The plaintiff initially filed a “short form” complaint which incorporated a master long form complaint by reference, instead of laying out defendant-specific facts and allegations. After the case was removed to federal court, the defendants filed a motion to dismiss for failure to state a claim, arguing the plaintiff’s short form complaint did not comply with federal pleading standards. The district court granted the defendants’ motion, but also granted the plaintiff leave to amend the complaint.
Plaintiff failed to file an amended complaint before the district court’s deadline. Five months later, the plaintiff’s counsel filed a motion for leave to file an amended complaint out of time. The court denied plaintiff’s motion and dismissed the complaint.
Instead of appealing the dismissal order, the plaintiff’s counsel filed a new second complaint. Defendants moved to dismiss, arguing that the new complaint was precluded by the district court’s dismissal order from the first complaint. The court granted the defendants’ motion and the plaintiff filed this appeal arguing that the court erred in dismissing the first complaint. The court found that since the defendants’ motion and the plaintiff’s appeal related to the dismissal of the second filed complaint, the sole issue was whether claim preclusion applied.
Claim preclusion is proper where (1) there is a final judgment on the merits; (2) the same parties are involved in both suits; and (3) the same cause of action is involved in both suits. In re Mullarkey, 536 F.3d 215, 225 (3d Cir. 2008); see also Taylor v. Sturgell, 553 U.S. 880, 892 (2008). The “essential similarity of the underlying events giving rise to the various legal claims” determines whether two causes of action are the same for claim preclusion purposes. Blunt v. Lower Merion Sch. Dist., 767 F.3d 247, 277 (3d Cir. 2014)(emphasis omitted).
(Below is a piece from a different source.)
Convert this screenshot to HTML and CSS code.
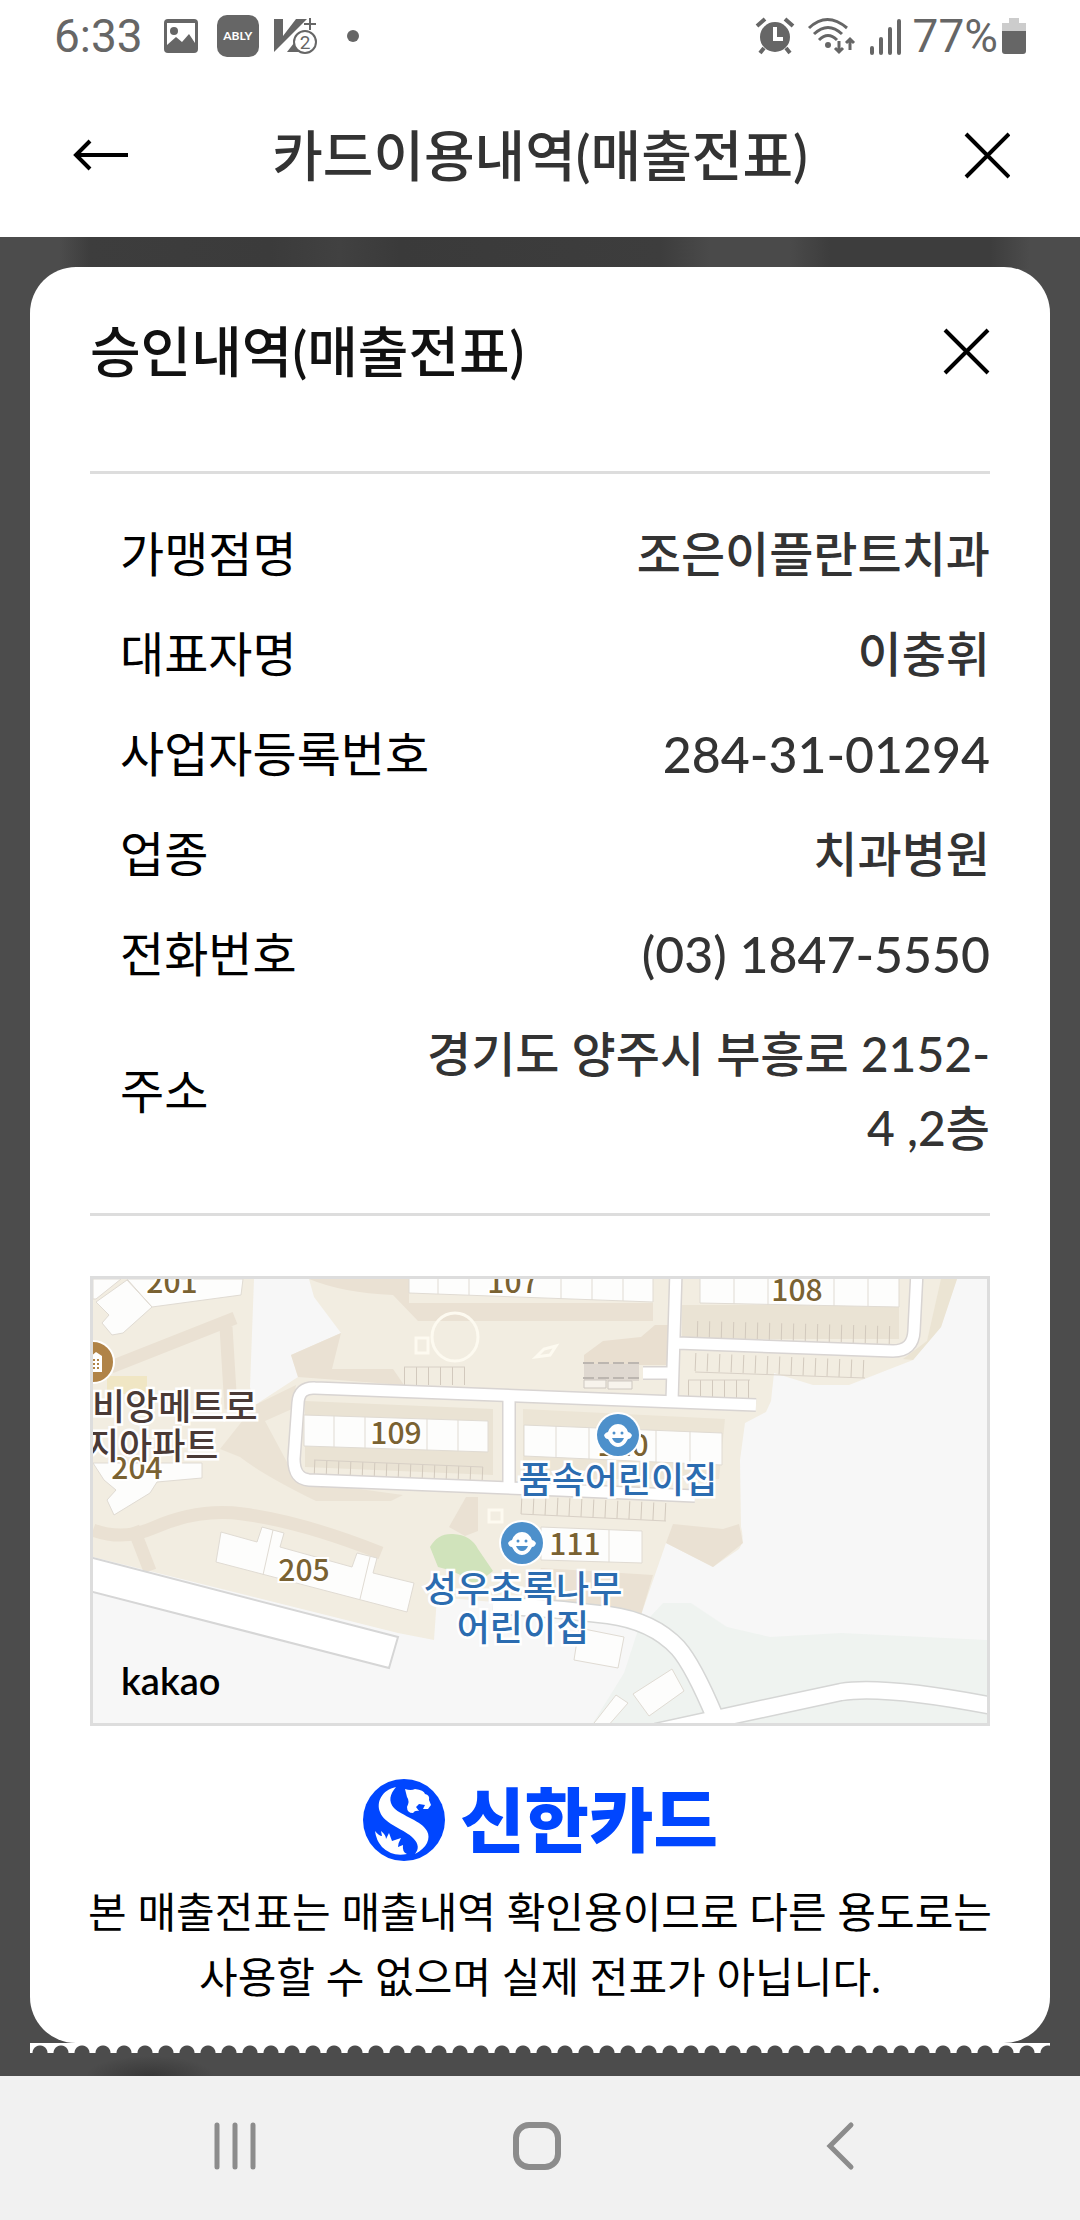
FILE: index.html
```html
<!DOCTYPE html>
<html lang="ko">
<head>
    <meta charset="UTF-8">
    <meta name="viewport" content="width=device-width, initial-scale=1.0">
    <title>카드이용내역(매출전표)</title>
    <link rel="stylesheet" href="styles.css">
</head>
<body>
<div class="status-bar">
    <div class="status-left">
        <span class="clock">6:33</span>
        <svg class="icon-photo" width="36" height="36" viewBox="0 0 36 36">
            <rect x="1" y="1" width="34" height="34" rx="4" fill="#666"/>
            <path d="M4 5h28v20l-6-9-7 8-6-5-9 8z" fill="#fff"/>
            <circle cx="11" cy="13" r="4" fill="#666"/>
        </svg>
        <span class="ably">ABLY</span>
        <svg width="44" height="38" viewBox="0 0 44 38">
            <path d="M1 2h9v17L23 2h11L1 35z" fill="#666"/>
            <path d="M14 35l14-18v18z" fill="#666"/>
            <path d="M37 1v12M31 7h12" stroke="#666" stroke-width="2"/>
            <circle cx="32" cy="25" r="11" fill="#fff" stroke="#666" stroke-width="2"/>
            <text x="32" y="32" class="v-count">2</text>
        </svg>
        <span class="dot"></span>
    </div>
    <div class="status-right">
        <svg width="40" height="38" viewBox="0 0 40 38">
            <circle cx="20" cy="20" r="15" fill="#666"/>
            <path d="M2 9l8-7M38 9l-8-7M9 31l-4 5M31 31l4 5" stroke="#666" stroke-width="4"/>
            <path d="M20 10v12h8" fill="none" stroke="#fff" stroke-width="4"/>
        </svg>
        <svg width="50" height="38" viewBox="0 0 50 38">
            <g fill="none" stroke="#666" stroke-width="3">
                <path d="M2 11q18-17 38 0"/>
                <path d="M7 17q14-13 28 0"/>
                <path d="M12 23q9-9 18 0"/>
                <path d="M32 24v11M28 31l4 4 4-4M43 33V22M39 26l4-4 4 4"/>
            </g>
            <circle cx="21" cy="28" r="3" fill="#666"/>
        </svg>
        <svg width="34" height="38" viewBox="0 0 34 38">
            <path d="M3 31v5M12 22v14M21 12v24M30 4v32" stroke="#666" stroke-width="4" stroke-linecap="round"/>
        </svg>
        <span class="battery-text">77%</span>
        <svg width="24" height="38" viewBox="0 0 24 38">
            <path d="M7 1h10v5h7v9H0V6h7z" fill="#ccc"/>
            <path d="M0 14h24v20q0 3-3 3H3q-3 0-3-3z" fill="#666"/>
        </svg>
    </div>
</div>

<header class="navbar">
    <button class="icon-btn" aria-label="뒤로">
        <svg width="60" height="60" viewBox="0 0 60 60" fill="none" stroke="#000" stroke-width="4">
            <path d="M58 30H6M20 16L6 30l14 14"/>
        </svg>
    </button>
    <h1>카드이용내역(매출전표)</h1>
    <button class="icon-btn" aria-label="닫기">
        <svg width="60" height="60" viewBox="0 0 60 60" fill="none" stroke="#000" stroke-width="4">
            <path d="M16 9l43 43M59 9L16 52"/>
        </svg>
    </button>
</header>

<main class="backdrop">
    <section class="receipt">
        <div class="receipt-head">
            <h2>승인내역(매출전표)</h2>
            <button class="icon-btn" aria-label="매출전표 닫기">
                <svg width="60" height="60" viewBox="0 0 60 60" fill="none" stroke="#000" stroke-width="4">
                    <path d="M15 9l43 43M58 9L15 52"/>
                </svg>
            </button>
        </div>

        <dl class="details">
            <div class="row"><dt>가맹점명</dt><dd>조은이플란트치과</dd></div>
            <div class="row"><dt>대표자명</dt><dd>이충휘</dd></div>
            <div class="row"><dt>사업자등록번호</dt><dd class="number">284-31-01294</dd></div>
            <div class="row"><dt>업종</dt><dd>치과병원</dd></div>
            <div class="row"><dt>전화번호</dt><dd class="number">(03) 1847-5550</dd></div>
            <div class="row"><dt>주소</dt><dd>경기도 양주시 부흥로 2152-<wbr>4 ,2층</dd></div>
        </dl>

        <div class="map">
            <svg viewBox="0 0 894 444">
                <defs>
                    <g id="face">
                        <circle r="23" fill="#fff"/>
                        <circle r="21" fill="#4d90cb"/>
                        <path d="M-14 0q2-3 4-3 3-8 10-8t10 8q2 0 4 3-1 4-4 4-4 8-10 8t-10-8q-3 0-4-4z" fill="#fff"/>
                        <circle cx="-4" cy="-2" r="1.5" fill="#4d90cb"/>
                        <circle cx="4" cy="-2" r="1.5" fill="#4d90cb"/>
                        <path d="M-6 3H6q-2 5-6 5t-6-5z" fill="#4d90cb"/>
                    </g>
                    <g id="roads">
                        <path d="M663 126L427 117 222 109Q206 108 205 124L201 180Q201 200 216 201L467 211 602 217"/>
                        <path d="M416 118V208M583-8L579 122M584 64L800 72Q820 72 821 52L824-8M550 94H578"/>
                    </g>
                    <g id="lanes">
                        <path d="M400 326L470 331 515 336Q560 342 585 369 600 386 622 438"/>
                        <path d="M563 453L641 436 748 413Q790 406 900 427"/>
                    </g>
                </defs>

                <!-- ground -->
                <rect width="894" height="444" fill="#f7f7f7"/>
                <path d="M0 0H864L848 48 820 81 756 106H720L681 94 678 122 673 133 652 144 647 181 648 248Q652 262 646 270L620 288 573 264 548 336 344 318 341 361 305 354 0 278z" fill="#f2ede1"/>
                <path d="M161 0H216L221 18 248 54 198 76 205 98 162 126 157 108z" fill="#f7f7f7"/>
                <path d="M570 324H598L634 348 677 358 748 354 894 361V444H500L531 394 545 351z" fill="#eff3f0"/>

                <!-- footpaths and slopes -->
                <g fill="none" stroke="#eae1d3" stroke-width="13">
                    <path d="M0 251Q30 262 60 249 105 229 150 235 210 243 288 274"/>
                    <path d="M40 248L57 292M18 88L142 39M133 48L138 130"/>
                </g>
                <path d="M216 0Q250 14 300 16L325 42H560V24H316V0z" fill="#eae1d3"/>
                <path d="M248 54L198 76 205 98 311 106 300 90 239 90z" fill="#eae1d3"/>
                <path d="M162 126L203 106 199 130 172 142 195 185 230 205 310 216 298 222 223 222Q170 196 147 178L127 170z" fill="#ebe3d5"/>
                <path d="M491 76L510 62 548 58 562 46H577V86H491z" fill="#e9dfd0"/>
                <path d="M373 218H385V252L372 257 356 248z" fill="#eae1d3"/>
                <path d="M573 264L580 245 630 250 646 245 650 264 620 288z" fill="#eae1d3"/>
                <path d="M448 289L560 296 548 336 430 324z" fill="#eae1d3"/>
                <path d="M848 0H864L848 48 820 81 810 80 834 62z" fill="#ebe4d3"/>
                <path d="M589 26H806V60H589zM212 122L400 130V196L212 188z" fill="#eae3d4"/>
                <path d="M430 130L632 140 626 200H430z" fill="#ece5d6"/>
                <path d="M14 97h40v18H14z" fill="#f0e6c4"/>
                <path d="M337 268Q345 254 360 255 378 256 385 270L400 292 382 306Q365 292 345 288z" fill="#d0e3bb"/>
                <g fill="none" stroke="#fdfaf0" stroke-width="3">
                    <ellipse cx="362" cy="58" rx="23" ry="24"/>
                    <path d="M323 59h12v15h-12zM443 78l8-8 12-3-6 9zM396 231h13v12h-13z"/>
                </g>

                <!-- parking stalls -->
                <g fill="none" stroke="#d2c9bd" stroke-width="18" stroke-dasharray="1 11">
                    <path d="M221 190L390 197M311 97H372M595 110H657M428 226L573 233"/>
                    <path d="M602 83L772 90M604 51L798 56"/>
                </g>
                <path d="M221 181L390 188M311 88H372M595 101H657M602 93L772 99M428 235L573 242" fill="none" stroke="#d8d0c6"/>
                <path d="M491 85H546V102H491z" fill="#dfd8d0"/>
                <path d="M490 84H548M490 99H548" fill="none" stroke="#bcb6b0" stroke-width="2" stroke-dasharray="11 4"/>
                <path d="M491 101h22v8h-22zM515 102h24v8h-24z" fill="#f7f3ec" stroke="#cdc7c0"/>

                <!-- roads -->
                <use href="#roads" fill="none" stroke="#d8d4d2" stroke-width="14"/>
                <use href="#roads" fill="none" stroke="#fff" stroke-width="11"/>
                <use href="#lanes" fill="none" stroke="#d5d6d5" stroke-width="19"/>
                <use href="#lanes" fill="none" stroke="#fff" stroke-width="16"/>
                <path d="M-4 278L305 358 296 389-4 312z" fill="#fff" stroke="#d6d6d6" stroke-width="2"/>

                <!-- buildings -->
                <g fill="#fdfdfc" stroke="#e0dbd3">
                    <path d="M34 0H150L148 16 59 28zM34 1L59 28 30 54 19 56 9 44 16 36 3 23zM0 0H28L3 20H0z"/>
                    <path d="M0 184H109V199L64 203 57 214 21 236 14 221 23 211 11 201z"/>
                    <path d="M128 253L164 263 169 248 191 254 187 268 259 288 264 274 284 279 280 294 321 304 314 333 123 283zM180 251L170 296M277 278L267 320"/>
                    <path d="M211 136L395 142V173L211 167zM241 137V168M272 138V169M334 140V171M365 141V172"/>
                    <path d="M316-2H560V23L316 14zM345 0V15M376 0V16M468 0V20M499 0V21M530 0V22"/>
                    <path d="M607-2H806V28L607 24zM641 0V25M675 0V26M741 0V27M775 0V27"/>
                    <path d="M431 146L629 154V186L431 177zM463 147V179M496 149V180M563 151V183M597 152V184"/>
                    <path d="M448 248L549 252V284L448 281zM516 251V283"/>
                    <path d="M486 349L531 358 525 389 481 381zM579 390L591 412 556 437 540 415zM523 416L535 424 514 448 498 448z"/>
                </g>

                <!-- building numbers -->
                <g class="map-number">
                    <text x="79" y="14">201</text>
                    <text x="420" y="14">107</text>
                    <text x="704" y="22">108</text>
                    <text x="303" y="165">109</text>
                    <text x="530" y="177">110</text>
                    <text x="482" y="276">111</text>
                    <text x="44" y="200">204</text>
                    <text x="211" y="302">205</text>
                </g>

                <!-- places -->
                <circle cy="83" r="21" fill="#b08347" stroke="#fff" stroke-width="2"/>
                <path d="M-8 93V77h6l5-4 6 4v16z" fill="#fff"/>
                <path d="M0 81h7M0 85h7M0 89h7" stroke="#b08347" stroke-width="2" stroke-dasharray="2 2"/>
                <use href="#face" x="525" y="156"/>
                <use href="#face" x="429" y="264"/>
                <g class="map-place">
                    <text x="-1" y="141">비앙메트로</text>
                    <text x="-7" y="180">지아파트</text>
                </g>
                <g class="map-place care">
                    <text x="525" y="214">품속어린이집</text>
                    <text x="430" y="323">성우초록나무</text>
                    <text x="430" y="362">어린이집</text>
                </g>
                <text x="28" y="416" class="kakao">kakao</text>
            </svg>
        </div>

        <div class="brand">
            <svg width="84" height="84" viewBox="0 0 84 84">
                <circle cx="42" cy="42" r="41" fill="#0046ff"/>
                <g fill="#fff">
                    <path d="M34 9C20 12 14 24 18 34 22 46 44 52 51 60 57 66 57 71 53 76 65 70 69 60 65 53 60 43 40 38 32 30 26 23 28 16 34 9z"/>
                    <path d="M43 11Q49 13 53 11 62 12 63 16 68 17 67 22L69 27 66 31 61 31 63 27 57 26 54 29 57 33Q53 32 51 35 45 35 45 29 48 23 45 19z"/>
                    <path d="M13 53Q17 58 20 58L19 53Q24 57 24 61L27 55 30 63 39 60Q36 65 36 69L41 67Q40 74 45 76 30 79 20 69 14 62 13 53z"/>
                </g>
            </svg>
            <span>신한카드</span>
        </div>
        <p class="notice">본 매출전표는 매출내역 확인용이므로 다른 용도로는 사용할 수 없으며 실제 전표가 아닙니다.</p>
    </section>
    <div class="torn-edge"></div>
</main>

<nav class="system-nav">
    <button aria-label="최근 앱">
        <svg width="48" height="50" viewBox="0 0 48 50">
            <path d="M6 4v42M24 4v42M42 4v42" stroke="#8c8c8c" stroke-width="5" stroke-linecap="round"/>
        </svg>
    </button>
    <button aria-label="홈">
        <svg width="50" height="50" viewBox="0 0 50 50">
            <rect x="4" y="4" width="42" height="42" rx="13" fill="none" stroke="#8c8c8c" stroke-width="6"/>
        </svg>
    </button>
    <button aria-label="이전">
        <svg width="30" height="50" viewBox="0 0 30 50">
            <path d="M26 4L5 25l21 21" fill="none" stroke="#8c8c8c" stroke-width="5" stroke-linecap="round"/>
        </svg>
    </button>
</nav>
</body>
</html>
```
FILE: styles.css
```css
* {
    box-sizing: border-box;
}

body {
    font-family: Lato, "Noto Sans CJK KR", sans-serif;
    background-color: #fff;
    color: #000;
    margin: 0;
    min-height: 100vh;
    display: flex;
    flex-direction: column;
}

svg {
    display: block;
}

button {
    border: none;
    background: none;
    padding: 0;
    cursor: pointer;
}

.status-bar {
    height: 72px;
    padding: 0 54px;
    display: flex;
    justify-content: space-between;
    align-items: center;
    font-family: Roboto, sans-serif;
    font-size: 46px;
    color: #666;
}

.status-left,
.status-right {
    display: flex;
    align-items: center;
}

.icon-photo {
    margin: 0 18px 0 20px;
}

.ably {
    width: 42px;
    height: 42px;
    margin-right: 14px;
    border-radius: 10px;
    background-color: #666;
    color: #fff;
    font-family: Lato, sans-serif;
    font-size: 12px;
    font-weight: bold;
    line-height: 42px;
    text-align: center;
}

.v-count {
    font-size: 19px;
    text-anchor: middle;
    fill: #666;
}

.dot {
    width: 12px;
    height: 12px;
    margin-left: 30px;
    border-radius: 50%;
    background-color: #666;
}

.status-right {
    gap: 12px;
}

.battery-text {
    margin: 0 -8px 0 -2px;
}

.navbar {
    height: 165px;
    padding: 0 70px;
    display: flex;
    justify-content: space-between;
    align-items: center;
}

.navbar h1,
.receipt-head h2 {
    margin: 0;
    font-size: 55px;
    font-weight: 500;
    line-height: 80px;
}

.navbar h1 {
    color: #333;
}

.backdrop {
    flex: 1;
    padding: 30px 30px 23px;
    background-color: #4c4c4c;
    background-image:
        radial-gradient(ellipse 64px 20px at 150px 100%, #383838, transparent),
        linear-gradient(90deg, #4c4c4c 60px, #3d3d3d 90px, #3b3b3b 270px, #414141 340px, #3a3a3a 400px, #3d3d3d 660px, #4a4a4a 710px, #4a4a4a 790px, #3d3d3d 830px, #3d3d3d 990px, #4c4c4c 1030px);
    background-size: auto, 100% 32px;
    background-repeat: no-repeat;
}

.receipt {
    padding: 0 60px 33px;
    background-color: #fff;
    border-radius: 46px;
}

.receipt-head {
    padding: 44px 0 80px;
    border-bottom: 3px solid #ddd;
    display: flex;
    justify-content: space-between;
    align-items: center;
}

.receipt-head h2 {
    color: #111;
}

.details {
    margin: 0 0 60px;
    padding: 43px 0 48px 30px;
    border-bottom: 3px solid #ddd;
    display: flex;
    flex-direction: column;
    gap: 26px;
    font-size: 48px;
    line-height: 74px;
}

.row {
    display: flex;
    justify-content: space-between;
    align-items: center;
}

.row dd {
    max-width: 580px;
    margin: 0;
    color: #333;
    font-weight: 500;
    text-align: right;
    word-break: keep-all;
}

.row .number {
    font-size: 50px;
}

.map {
    border: 3px solid #ddd;
}

.map svg {
    width: 100%;
    font-family: "Noto Sans CJK KR", sans-serif;
}

.map-number {
    font-size: 30px;
    font-weight: 500;
    fill: #7a6232;
    stroke: #fff;
    stroke-width: 4px;
    paint-order: stroke;
    text-anchor: middle;
}

.map-place {
    font-size: 36px;
    font-weight: 500;
    fill: #4a3a36;
    stroke: #fff;
    stroke-width: 5px;
    paint-order: stroke;
}

.care {
    fill: #2b6cb0;
    text-anchor: middle;
}

.kakao {
    font-family: Lato, sans-serif;
    font-size: 38px;
    font-weight: 600;
}

.brand {
    margin: 52px 0 18px;
    height: 84px;
    display: flex;
    justify-content: center;
    align-items: center;
    gap: 14px;
    color: #0046ff;
    font-size: 70px;
    font-weight: 900;
    line-height: 84px;
}

.notice {
    margin: 0 -6px;
    font-size: 42px;
    line-height: 65px;
    text-align: center;
    word-break: keep-all;
}

.torn-edge {
    height: 10px;
    background: radial-gradient(circle at 10px 10px, transparent 7px, #fff 8px) 0 0 / 21px 10px;
}

.system-nav {
    height: 144px;
    padding: 0 89px 4px 84px;
    background-color: #f1f1f1;
    display: flex;
}

.system-nav button {
    flex: 1;
    display: flex;
    justify-content: center;
    align-items: center;
}
```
The court ultimately rejected the plaintiff’s appeal, finding that claim preclusion applied, as all three prongs of the claim preclusion test were met. The plaintiff’s failure to timely file a motion to amend meant that the initial complaint was dismissed on the merits. The other two prongs of claim preclusion (same parties, same suit) were also present. Accordingly, the court affirmed the district court’s dismissal of the plaintiff’s second complaint on claim preclusion grounds, and the plaintiff’s appeal was denied.